Picking the Right Path to Information

There’s another factor at play here, our level of confidence that past behaviors will continue to yield satisfactory results in the future. And this is part of a largely subconscious decision process when we chose the path to the information we seek.

Remember, when we seek information, we fit into one of three categories: we know what we’re looking for and where to find it, we know what we’re looking for but don’t know where to find it, or we don’t know what we’re looking for or where to find it.

Search engines fit the first two categories quite nicely. The first category leads to the huge volume of navigational search we see online, where we’re looking at search to connect us to the right page on the right site. And the second category gives us the more typical search behavior, where we tell the engine what we’re looking for and it provides it suggestions of the best place to find it.

It’s the third category where search engines struggle. When we don’t know what we’re looking for or where to find it, it’s difficult to find the words for our query. It’s in this category where search engines are trying to break new ground, by becoming discovery engines.

So, how has evolution equipped us to look for information? In the next column, I’ll look at information foraging, information scent and berry picking.

Why Do We Search?

First published June 19, 2008 in Mediapost’s Search Insider

This is the second in a series exploring the question of how we interact with search pages and the impact on brand relationships. Today we look at why we search in the first place.

Let’s begin with perhaps the most fundamental question ever asked in this industry. Why do we search? I’ve been in this industry for over 12 years now, and I’m not sure I’ve ever heard an answer to it. Why do we seek information? Is this need cultural or inherited? Is how we seek information changing?

 

The Roots of Curiosity

We search because we are curious. And curiosity comes from chaos. Curiosity allows us to survive in a dynamic and unstable environment. The more things change, the greater our curiosity. It keeps us alert and looking for the knowledge we need to survive. So the drive to be curious is inherited, but the degree of curiosity is cultural. Our environment determines how curious we are. If nothing changed, we wouldn’t need curiosity. So it’s probably not coincidental that for some of us, curiosity declines as we age. We seek more stable environments. Our need to monitor and adapt to our environment decreases, and with it, our need to learn.

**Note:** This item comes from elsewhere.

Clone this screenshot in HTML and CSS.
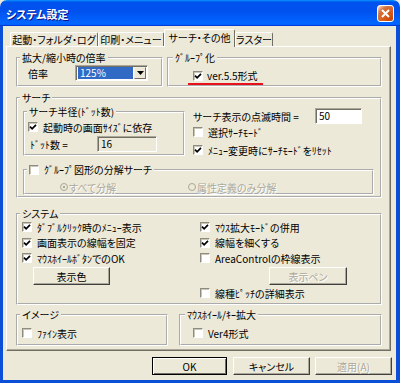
FILE: index.html
```html
<!DOCTYPE html>
<html lang="ja">
<head>
    <meta charset="UTF-8">
    <meta name="viewport" content="width=device-width, initial-scale=1.0">
    <title>システム設定</title>
    <link rel="stylesheet" href="styles.css">
</head>
<body>

<div class="window">
    <div class="titlebar">
        <span class="title">システム設定</span>
        <span class="close-btn">
            <svg width="9" height="9" viewBox="0 0 9 9"><path d="M1 1L8 8M8 1L1 8" stroke="#fff" stroke-width="2" fill="none"/></svg>
        </span>
    </div>

    <div class="frame">
        <div class="tabs">
            <div class="tab tab-1">起動・フォルダ・ログ</div>
            <div class="tab tab-2">印刷・メニュー</div>
            <div class="tab tab-3 active">サーチ・その他</div>
            <div class="tab tab-4">ラスター</div>
        </div>

        <div class="panel">
            <!-- top row: zoom rate / grouping -->
            <div class="row-top">
                <div class="group g-scale">
                    <span class="legend">拡大/縮小時の倍率</span>
                    <div class="field">
                        <span class="lbl-rate">倍率</span>
                        <div class="combo">
                            <span class="combo-val">125%</span>
                            <span class="combo-btn">
                                <svg width="7" height="4" viewBox="0 0 7 4"><path d="M0 0H7L3.5 4Z" fill="#000"/></svg>
                            </span>
                        </div>
                    </div>
                </div>
                <div class="group g-group">
                    <span class="legend legend-r">ｸﾞﾙｰﾌﾟ化</span>
                    <div class="marked">
                        <span class="box"><svg width="8" height="8" viewBox="0 0 8 8"><path d="M1 3.6L3.1 5.8L7 1.8" stroke="#000" stroke-width="1.7" fill="none"/></svg></span>
                        <span>ver.5.5形式</span>
                    </div>
                </div>
            </div>

            <!-- search -->
            <div class="group g-search">
                <span class="legend">サーチ</span>
                <div class="search-top">
                    <div class="group g-radius">
                        <span class="legend">サーチ半径(ﾄﾞｯﾄ数)</span>
                        <label class="check chk-size">
                            <span class="box"><svg width="8" height="8" viewBox="0 0 8 8"><path d="M1 3.6L3.1 5.8L7 1.8" stroke="#000" stroke-width="1.7" fill="none"/></svg></span>
                            起動時の画面ｻｲｽﾞに依存
                        </label>
                        <div class="field dot-row">
                            <span class="lbl-dot">ﾄﾞｯﾄ数 =</span>
                            <span class="textbox readonly tb-dot">16</span>
                        </div>
                    </div>
                    <div class="search-right">
                        <div class="field blink-row">
                            <span class="lbl-blink">サーチ表示の点滅時間 =</span>
                            <span class="textbox tb-blink">50</span>
                        </div>
                        <label class="check">
                            <span class="box"></span>
                            選択ｻｰﾁﾓｰﾄﾞ
                        </label>
                        <label class="check reset-row">
                            <span class="box"><svg width="8" height="8" viewBox="0 0 8 8"><path d="M1 3.6L3.1 5.8L7 1.8" stroke="#000" stroke-width="1.7" fill="none"/></svg></span>
                            ﾒﾆｭｰ変更時にｻｰﾁﾓｰﾄﾞをﾘｾｯﾄ
                        </label>
                    </div>
                </div>
                <div class="group g-split">
                    <label class="legend legend-check">
                        <span class="box"></span>
                        ｸﾞﾙｰﾌﾟ図形の分解サーチ
                    </label>
                    <div class="radio-row">
                        <span class="radio-item disabled first"><span class="radio on"></span>すべて分解</span>
                        <span class="radio-item disabled"><span class="radio"></span>属性定義のみ分解</span>
                    </div>
                </div>
            </div>

            <!-- system -->
            <div class="group g-system">
                <span class="legend">システム</span>
                <div class="sys-col sys-left">
                    <label class="check">
                        <span class="box"><svg width="8" height="8" viewBox="0 0 8 8"><path d="M1 3.6L3.1 5.8L7 1.8" stroke="#000" stroke-width="1.7" fill="none"/></svg></span>
                        ﾀﾞﾌﾞﾙｸﾘｯｸ時のﾒﾆｭｰ表示
                    </label>
                    <label class="check short">
                        <span class="box"><svg width="8" height="8" viewBox="0 0 8 8"><path d="M1 3.6L3.1 5.8L7 1.8" stroke="#000" stroke-width="1.7" fill="none"/></svg></span>
                        画面表示の線幅を固定
                    </label>
                    <label class="check">
                        <span class="box"><svg width="8" height="8" viewBox="0 0 8 8"><path d="M1 3.6L3.1 5.8L7 1.8" stroke="#000" stroke-width="1.7" fill="none"/></svg></span>
                        ﾏｳｽﾎｲｰﾙﾎﾞﾀﾝでのOK
                    </label>
                    <span class="btn btn-color">表示色</span>
                </div>
                <div class="sys-col sys-right">
                    <label class="check">
                        <span class="box"><svg width="8" height="8" viewBox="0 0 8 8"><path d="M1 3.6L3.1 5.8L7 1.8" stroke="#000" stroke-width="1.7" fill="none"/></svg></span>
                        ﾏｳｽ拡大ﾓｰﾄﾞの併用
                    </label>
                    <label class="check short">
                        <span class="box"><svg width="8" height="8" viewBox="0 0 8 8"><path d="M1 3.6L3.1 5.8L7 1.8" stroke="#000" stroke-width="1.7" fill="none"/></svg></span>
                        線幅を細くする
                    </label>
                    <label class="check">
                        <span class="box"></span>
                        AreaControlの枠線表示
                    </label>
                    <span class="btn btn-pen disabled">表示ペン</span>
                    <label class="check">
                        <span class="box"></span>
                        線種ﾋﾟｯﾁの詳細表示
                    </label>
                </div>
            </div>

            <!-- bottom row -->
            <div class="row-bottom">
                <div class="group g-image">
                    <span class="legend">イメージ</span>
                    <label class="check">
                        <span class="box"></span>
                        ﾌｧｲﾝ表示
                    </label>
                </div>
                <div class="group g-wheel">
                    <span class="legend legend-r">ﾏｳｽﾎｲｰﾙ/ｷｰ拡大</span>
                    <label class="check">
                        <span class="box"></span>
                        Ver4形式
                    </label>
                </div>
            </div>
        </div>

        <div class="buttons">
            <span class="btn btn-ok default">OK</span>
            <span class="btn btn-cancel">キャンセル</span>
            <span class="btn btn-apply disabled">適用(A)</span>
        </div>
    </div>
</div>

</body>
</html>
```

FILE: styles.css
```css
* {
    box-sizing: border-box;
}
body {
    margin: 0;
    background: #fff;
    font-family: "Noto Sans CJK JP", sans-serif;
    font-size: 10px;
    font-feature-settings: "palt";
    color: #000;
}
.window {
    width: 400px;
    height: 383px;
    display: flex;
    flex-direction: column;
    background: #ECE9D8;
}

/* title bar */
.titlebar {
    height: 26px;
    flex: none;
    display: flex;
    align-items: center;
    justify-content: space-between;
    padding: 1px 6px 0 6px;
    border-radius: 7px 7px 0 0;
    background: linear-gradient(to bottom, #0997FF 0%, #0053EE 8%, #0050EE 40%, #0066FF 88%, #0066FF 93%, #005BFF 95%, #003DD7 96%, #003DD7 100%);
}
.title {
    color: #fff;
    font-weight: bold;
    font-size: 11px;
    line-height: 14px;
    text-shadow: 1px 1px #0F1089;
}
.close-btn {
    width: 17px;
    height: 17px;
    border: 1px solid #fff;
    border-radius: 3px;
    display: flex;
    align-items: center;
    justify-content: center;
    background: radial-gradient(circle at 85% 85%, #CC4600 0%, #DC6527 55%, #CD7546 70%, #FFCCB2 92%, #fff 100%);
}

/* window body */
.frame {
    flex: 1;
    display: flex;
    flex-direction: column;
    border: solid #0B4FD8;
    border-width: 0 4px 3px 3px;
    padding: 0 4px 5px 0;
}
.tabs {
    display: flex;
    align-items: flex-end;
    height: 17px;
    margin: 4px 0 -1px 7px;
    position: relative;
    z-index: 1;
}
.tab {
    height: 14px;
    margin-bottom: 1px;
    display: flex;
    align-items: center;
    justify-content: center;
    line-height: 12px;
    white-space: nowrap;
    background: #ECE9D8;
    border: 1px solid;
    border-color: #fff #716F64 transparent #fff;
    border-bottom: none;
    border-radius: 2px 2px 0 0;
}
.tab-1 { width: 88px; }
.tab-2 { width: 66px; }
.tab-3 { width: 71px; }
.tab-4 { width: 38px; }
.tab.active {
    height: 18px;
    margin-bottom: 0;
    padding-bottom: 2px;
}

.panel {
    height: 305px;
    margin: 0 1px 0 3px;
    border: 1px solid;
    border-color: #fff #716F64 #716F64 #fff;
    box-shadow: inset -1px -1px #ACA899;
    padding: 10px 8px 0 9px;
    display: flex;
    flex-direction: column;
}

/* group boxes */
.group {
    position: relative;
    border: 2px groove #fff;
}
.legend {
    position: absolute;
    top: -7px;
    left: 2px;
    padding: 0 2px;
    line-height: 12px;
    white-space: nowrap;
    background: #ECE9D8;
}
.legend-r {
    left: 4px;
}

.row-top {
    display: flex;
    gap: 4px;
    height: 30px;
}
.g-scale {
    width: 147px;
    padding: 6px 0 0 10px;
}
.g-group {
    flex: 1;
    padding: 9px 0 0 19px;
}
.field {
    display: flex;
    align-items: center;
    height: 16px;
    white-space: nowrap;
}
.lbl-rate {
    width: 47px;
}
.combo {
    width: 73px;
    height: 16px;
    display: flex;
    align-items: center;
    background: #fff;
    border: 1px solid;
    border-color: #ACA899 #fff #fff #ACA899;
    box-shadow: inset 1px 1px #716F64;
    padding: 1px 1px 1px 2px;
}
.combo-val {
    flex: 1;
    height: 12px;
    line-height: 12px;
    padding-left: 2px;
    color: #fff;
    background: #316AC5;
}
.combo-btn {
    width: 12px;
    height: 12px;
    margin-left: 1px;
    display: flex;
    align-items: center;
    justify-content: center;
    background: #ECE9D8;
    border: 1px solid;
    border-color: #F1EFE2 #716F64 #716F64 #F1EFE2;
}
.marked {
    display: inline-flex;
    align-items: center;
    gap: 4px;
    height: 15px;
    padding: 0 5px 1px 5px;
    line-height: 12px;
    border-bottom: 2px solid #E8101A;
}

/* checkboxes, radios, text boxes */
.check {
    display: flex;
    align-items: center;
    gap: 5px;
    height: 16px;
    white-space: nowrap;
}
.check.short {
    height: 15px;
}
.box {
    width: 10px;
    height: 10px;
    flex: none;
    display: flex;
    align-items: center;
    justify-content: center;
    background: #fff;
    border: 1px solid;
    border-color: #8E8C80 #fff #fff #8E8C80;
    box-shadow: inset 1px 1px #C9C6B6;
}
.radio {
    width: 8px;
    height: 8px;
    flex: none;
    display: flex;
    align-items: center;
    justify-content: center;
    border: 1px solid #ACA899;
    border-radius: 50%;
    background: #ECE9D8;
}
.radio.on::after {
    content: "";
    width: 2px;
    height: 2px;
    background: #ACA899;
}
.textbox {
    height: 16px;
    padding-left: 3px;
    line-height: 14px;
    background: #fff;
    border: 1px solid;
    border-color: #ACA899 #fff #fff #ACA899;
    box-shadow: inset 1px 1px #716F64;
}
.textbox.readonly {
    background: #ECE9D8;
}
.disabled {
    color: #ACA899;
    text-shadow: 1px 1px #fff;
}

/* search */
.g-search {
    height: 101px;
    margin-top: 10px;
    padding: 9px 6px 1px 5px;
}
.search-top {
    display: flex;
    height: 50px;
}
.g-radius {
    width: 162px;
    height: 45px;
    margin-top: 3px;
    padding: 4px 0 0 3px;
}
.chk-size {
    margin-top: 2px;
}
.dot-row {
    margin-top: 1px;
    padding-left: 2px;
}
.lbl-dot {
    width: 67px;
}
.tb-dot {
    width: 60px;
}
.search-right {
    flex: 1;
    margin-left: 8px;
    display: flex;
    flex-direction: column;
}
.lbl-blink {
    width: 122px;
}
.tb-blink {
    width: 47px;
}
.reset-row {
    margin-top: 2px;
}
.g-split {
    height: 26px;
    margin-top: 11px;
    padding: 10px 0 0 35px;
}
.legend-check {
    display: flex;
    align-items: center;
    gap: 5px;
}
.radio-row {
    display: flex;
    height: 12px;
    align-items: center;
    white-space: nowrap;
}
.radio-item {
    display: flex;
    align-items: center;
    gap: 1px;
}
.radio-item.first {
    width: 128px;
}

/* system */
.g-system {
    height: 92px;
    margin-top: 15px;
    padding: 4px 0 0 4px;
    display: flex;
}
.sys-col {
    display: flex;
    flex-direction: column;
}
.sys-left {
    width: 178px;
}
.btn {
    height: 18px;
    display: flex;
    align-items: center;
    justify-content: center;
    white-space: nowrap;
    background: #ECE9D8;
    border: 1px solid;
    border-color: #fff #404040 #404040 #fff;
    box-shadow: inset -1px -1px #ACA899;
}
.btn.default {
    border-color: #000;
    box-shadow: inset 1px 1px #fff, inset -1px -1px #716F64;
}
.btn-color {
    width: 77px;
    margin: 1px 0 0 11px;
}
.btn-pen {
    width: 78px;
    margin: 1px 0 0 69px;
}

/* bottom row */
.row-bottom {
    display: flex;
    gap: 11px;
    height: 32px;
    margin-top: 9px;
}
.g-image {
    width: 152px;
    padding: 9px 0 0 4px;
}
.g-wheel {
    flex: 1;
    padding: 9px 0 0 12px;
}

/* dialog buttons */
.buttons {
    display: flex;
    justify-content: flex-end;
    margin-top: 6px;
    height: 18px;
}
.btn-ok {
    width: 75px;
    margin-right: 6px;
}
.btn-cancel {
    width: 77px;
    margin-right: 5px;
}
.btn-apply {
    width: 77px;
}
```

We seek information for many reasons. Remember, almost every action we take is driven by emotion, but there is usually a rational justification that accompanies it. Our emotions and our reason work together to pick the best possible path for us. Antonio Damasio has done extensive research in this area, referring to our emotional cues, our gut instincts, as “somatic markers.” Rational thought needs information, and information, in turn, feeds our emotions. Information is essential grist for our curiosity mill.

Essential Information

Information is key in everything we do. Either we have this information stored in our brains–allowing us to conduct the task in question or function normally–or we don’t, causing us to seek it. The problem in seeking information is not one of quantity, it’s one of quality. There has never been more information available, but it can be difficult finding the right information. In our culture, a huge part of our cognitive effort is spent filtering out the onslaught of information that bombards us every day. No culture in history has been surrounded by more information than our present one, and it’s expanding exponentially.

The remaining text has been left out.